Chat and conversation logs
Your actual messages get stored so the AI can reference earlier parts of the conversation and, on platforms that support it, recall details across separate sessions. This is the data category most directly tied to product quality: only 21% of the 129 platforms we test document a real cross-session memory system, meaning the large majority either don't retain conversation history in a meaningful long-term way or don't clearly say whether they do. Ironically, that means most platforms are storing your conversation data without delivering the long-term memory feature that would be the main technical justification for keeping it.
21%
of platforms document real cross-session memory
77%
of platforms still lack working voice interaction
42%
of platforms have no real image generation feature
Payment and billing data
Any paid platform needs to process payment somehow, which usually means either a payment card handled through a third-party processor, or on 19% of the platforms we test, a cryptocurrency payment option. In either case, the platform itself typically doesn't store your raw card number, that's handled by the payment processor, but it does retain a record of your subscription status, billing history, and whichever payment method you used, since that's necessary to manage your account and handle any billing dispute.
Voice data, if you use voice features
On the 23% of platforms that do offer functional voice interaction, using that feature typically means audio data gets processed, either your own voice input if the app supports voice messages or live calls, or simply the generated voice output being created and delivered to you. Voice is a genuinely more sensitive data category than text, since voice recordings can carry identifying characteristics text doesn't. If a platform offers voice features, it's worth specifically checking whether voice data is stored, and for how long, rather than assuming it's treated the same as a text message.
Images you upload or generate
On platforms with image generation or character customization, whatever prompts, reference photos, or generated images you create get stored, both so you can access them again later and so the underlying image generation feature functions at all. 42% of platforms we test have no real image generation feature, so this category simply doesn't apply on those; where it does apply, it's worth knowing that generated or uploaded images are a form of personal data too, not just text.
Device and usage analytics
Like almost any modern app, most AI girlfriend platforms also collect general usage analytics: which features you use, how often you open the app, device type, and similar technical metadata. This exists mainly to help a company understand product usage and fix bugs, the same general reason any app collects it, and it's typically less sensitive than your actual conversation content, though it's still worth knowing it exists as its own category.
How long this data typically sticks around
Retention periods vary a lot and aren't something we can generalize with a specific number across 129 platforms, since this depends entirely on each platform's own policy and whether it's clearly documented at all. What we can say generally is that data tied to an active account is typically retained as long as the account exists, and what happens after you delete an account, whether that's an immediate wipe or a longer retention window, is exactly the kind of detail worth checking directly in a platform's privacy policy rather than assuming.

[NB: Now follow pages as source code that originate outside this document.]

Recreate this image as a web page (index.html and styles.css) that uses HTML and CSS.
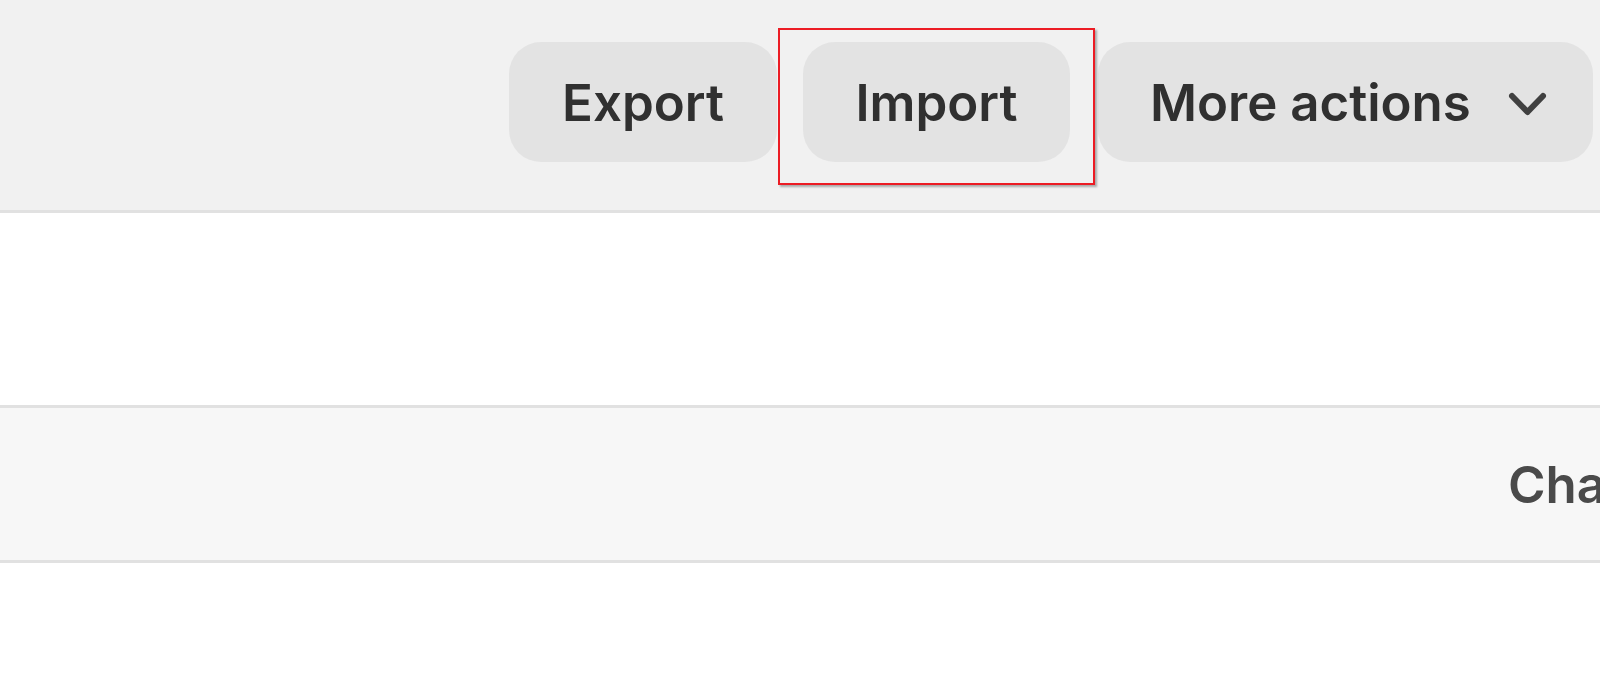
FILE: index.html
```html
<!DOCTYPE html>
<html lang="en">
<head>
<meta charset="utf-8">
<title>Products</title>
<link rel="stylesheet" href="styles.css">
</head>
<body>
<div class="page">
  <header class="topbar">
    <div class="actions">
      <button class="btn btn-export">Export</button>
      <span class="highlight">
        <button class="btn btn-import">Import</button>
      </span>
      <button class="btn btn-more">
        <span>More actions</span>
        <svg class="chev" width="39" height="27" viewBox="0 0 39 27" aria-hidden="true">
          <path d="M4 5 L19.5 21 L35 5" fill="none" stroke="#404040" stroke-width="6" stroke-linecap="round" stroke-linejoin="round"/>
        </svg>
      </button>
    </div>
  </header>
  <section class="blank"></section>
  <section class="band">
    <span class="band-label">Channels</span>
  </section>
  <section class="rest"></section>
</div>
</body>
</html>
```

FILE: styles.css
```css
* { box-sizing: border-box; }
html, body { margin: 0; padding: 0; background: #ffffff; }
body {
  font-family: Inter, "Noto Sans", "Liberation Sans", sans-serif;
  color: #303030;
  overflow: hidden;
}
.page { width: 1600px; height: 692px; overflow: hidden; }

.topbar {
  height: 213px;
  background: #f1f1f1;
  border-bottom: 3px solid #e1e1e1;
  display: flex;
  justify-content: flex-end;
  padding: 42px 7px 0 0;
}
.actions { display: flex; gap: 26px; align-items: flex-start; height: 120px; }

.btn {
  height: 120px;
  border: none;
  border-radius: 32px;
  background: #e3e3e3;
  font-family: Inter, "Noto Sans", "Liberation Sans", sans-serif;
  font-size: 51px;
  font-weight: 600;
  color: #303030;
  padding: 0;
  display: flex;
  align-items: center;
  justify-content: center;
  letter-spacing: 0;
}
.btn-export { width: 268px; }
.btn-import { width: 267px; }
.btn-more {
  width: 495px;
  justify-content: flex-start;
  padding-left: 52px;
  margin-left: 2px;
}
.btn-more .chev { margin-left: auto; margin-right: 46px; margin-top: 4px; }

.highlight { position: relative; display: block; }
.highlight::after {
  content: "";
  position: absolute;
  left: -25px;
  right: -25px;
  top: -14px;
  bottom: -23px;
  border: 2px solid #ec1c24;
  box-shadow: 2px 2px 2px rgba(0, 0, 0, 0.3);
  pointer-events: none;
}

.blank { height: 195px; background: #ffffff; border-bottom: 3px solid #e1e1e1; }
.band {
  height: 155px;
  background: #f7f7f7;
  border-bottom: 3px solid #e1e1e1;
  display: flex;
  align-items: center;
  padding-left: 1508px;
  white-space: nowrap;
}
.band-label {
  font-size: 51px;
  font-weight: 600;
  color: #4a4a4a;
}
.rest { height: 200px; background: #ffffff; }
```
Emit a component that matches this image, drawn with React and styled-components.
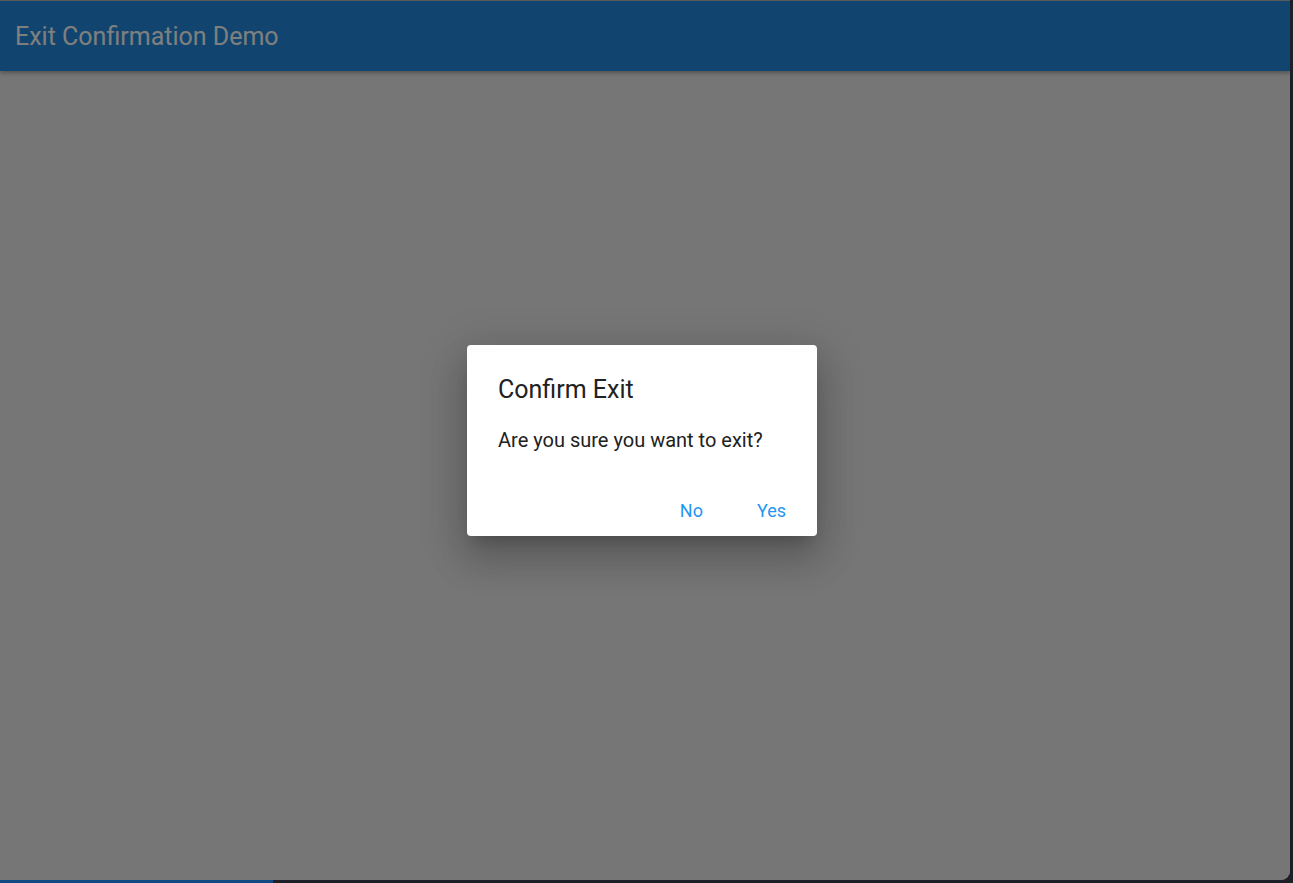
import React from "react"
import styled, { createGlobalStyle } from "styled-components"

const GlobalStyle = createGlobalStyle`
  html, body {
    margin: 0;
    padding: 0;
    background: #1d2127;
    font-family: Roboto, "Liberation Sans", sans-serif;
  }
`

const Screen = styled.div`
  width: 1293px;
  height: 883px;
  display: flex;
  flex-direction: column;
  overflow: hidden;
`

const Frame = styled.div`
  position: relative;
  width: 1290px;
  height: 879px;
  border-top: 1px solid #5a5a5a;
  border-bottom-right-radius: 9px;
  background: #ececec;
  overflow: hidden;
  display: flex;
  flex-direction: column;
`

const AppBar = styled.header`
  height: 70px;
  background: #2289de;
  display: flex;
  align-items: center;
  padding-left: 15px;
  box-shadow: 0 2px 4px rgba(0, 0, 0, 0.3);
`

const AppTitle = styled.h1`
  margin: 0;
  font-size: 25px;
  font-weight: 400;
  color: #ffffff;
`

const Backdrop = styled.div`
  position: absolute;
  inset: 0;
  background: rgba(0, 0, 0, 0.5);
  display: flex;
  align-items: center;
  justify-content: center;
  padding-right: 6px;
`

const Dialog = styled.div`
  width: 350px;
  box-sizing: border-box;
  background: #ffffff;
  border-radius: 4px;
  padding: 29px 19px 8px 31px;
  display: flex;
  flex-direction: column;
  box-shadow: 0 11px 15px -7px rgba(0, 0, 0, 0.2),
    0 24px 38px 3px rgba(0, 0, 0, 0.14), 0 9px 46px 8px rgba(0, 0, 0, 0.12);
`

const DialogTitle = styled.h2`
  margin: 0;
  font-size: 25px;
  line-height: 32px;
  font-weight: 400;
  color: #212121;
`

const DialogText = styled.p`
  margin: 22px 0 0;
  font-size: 20px;
  line-height: 24px;
  color: #212121;
`

const Actions = styled.div`
  margin-top: 40px;
  display: flex;
  justify-content: flex-end;
  gap: 30px;
`

const TextButton = styled.button`
  height: 36px;
  padding: 0 12px;
  border: none;
  background: transparent;
  font-family: inherit;
  font-size: 18px;
  color: #2196f3;
  cursor: pointer;
`

const TaskStrip = styled.div`
  height: 3px;
  display: flex;
`

const TaskSegment = styled.div`
  width: ${(p) => p.$w}px;
  background: ${(p) => p.$color};
`

export default function App() {
  return (
    <>
      <GlobalStyle />
      <Screen>
        <Frame>
          <AppBar>
            <AppTitle>Exit Confirmation Demo</AppTitle>
          </AppBar>
          <Backdrop>
            <Dialog role="dialog">
              <DialogTitle>Confirm Exit</DialogTitle>
              <DialogText>Are you sure you want to exit?</DialogText>
              <Actions>
                <TextButton>No</TextButton>
                <TextButton>Yes</TextButton>
              </Actions>
            </Dialog>
          </Backdrop>
        </Frame>
        <TaskStrip>
          <TaskSegment $w={273} $color="#0f4a82" />
        </TaskStrip>
      </Screen>
    </>
  )
}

Metadata you might not think to consider
Beyond the obvious categories, most apps also generate a layer of metadata around your activity that's easy to overlook: timestamps of when you opened the app, how long a given session lasted, which features you tapped into during that session, and general technical details like your device type and app version. On its own, this metadata is usually less sensitive than your actual conversation content, but combined with everything else, it builds a fairly complete picture of your usage pattern over time, which is worth knowing exists as its own category even if it's not the first thing that comes to mind when you think about "data collection."
The third-party services most apps quietly rely on
Very few AI girlfriend platforms build every piece of their technology stack from scratch. Most rely on a combination of third-party services behind the scenes: a cloud hosting provider to store data, a payment processor to handle billing, and often a separate analytics service to track app performance and usage patterns. This is standard practice across virtually all modern apps, not a red flag on its own, but it does mean that "your data" isn't always sitting on a single company's own servers, it's often distributed across several vendors, each with their own security practices and their own data handling agreement with the platform you actually signed up for.
What you can actually do to minimize your footprint
- Use a dedicated email address rather than one tied to your other accounts.
- Skip optional profile fields that aren't required for the app to function.
- Only enable voice or image features if you actually plan to use them regularly.
- Avoid sharing identifying real-world details in conversation that you wouldn't want stored indefinitely.
- Check the account deletion process before you need it, not after.
How to check what a specific platform actually collects, rather than guessing
The most direct way to answer this for any specific app is to check its privacy policy for a section usually titled something like "information we collect," which is legally expected to describe the actual categories in plain terms. Cross-reference that against the features you actually plan to use, if you're not touching voice or image generation, the corresponding data categories described in this article simply won't apply to your account regardless of what the platform is capable of collecting from other users who do use those features.
Bottom line
What an AI girlfriend app collects usually maps directly onto which features you use: chat logs for memory, payment data for billing, voice data for voice features, and images for visual customization. None of that is inherently alarming, it's what makes the product work, but knowing the actual categories helps you make a more informed choice about which features to enable and which platforms to trust with them. Our best AI girlfriend rankings note what we've directly observed about each platform's practices alongside the rest of our testing.
Further reading
Frequently Asked Questions
What data do AI girlfriend apps typically collect?▾
Account and profile data, chat logs, payment information, and depending on features used, voice recordings, images, and device or usage analytics.
Why do these apps need my chat history?▾
Chat logs power memory, letting the AI reference earlier conversation. Only 21% of the 129 platforms we test document a real cross-session memory system, though.
Is voice data more sensitive than text data?▾
Generally yes. Voice recordings can carry identifying characteristics that plain text doesn't, which is worth knowing if a platform offers voice features.
How can I minimize what an AI girlfriend app collects about me?▾
Use a dedicated email, skip optional profile fields, only enable voice or image features you'll actually use, and avoid sharing identifying real-world details in conversation.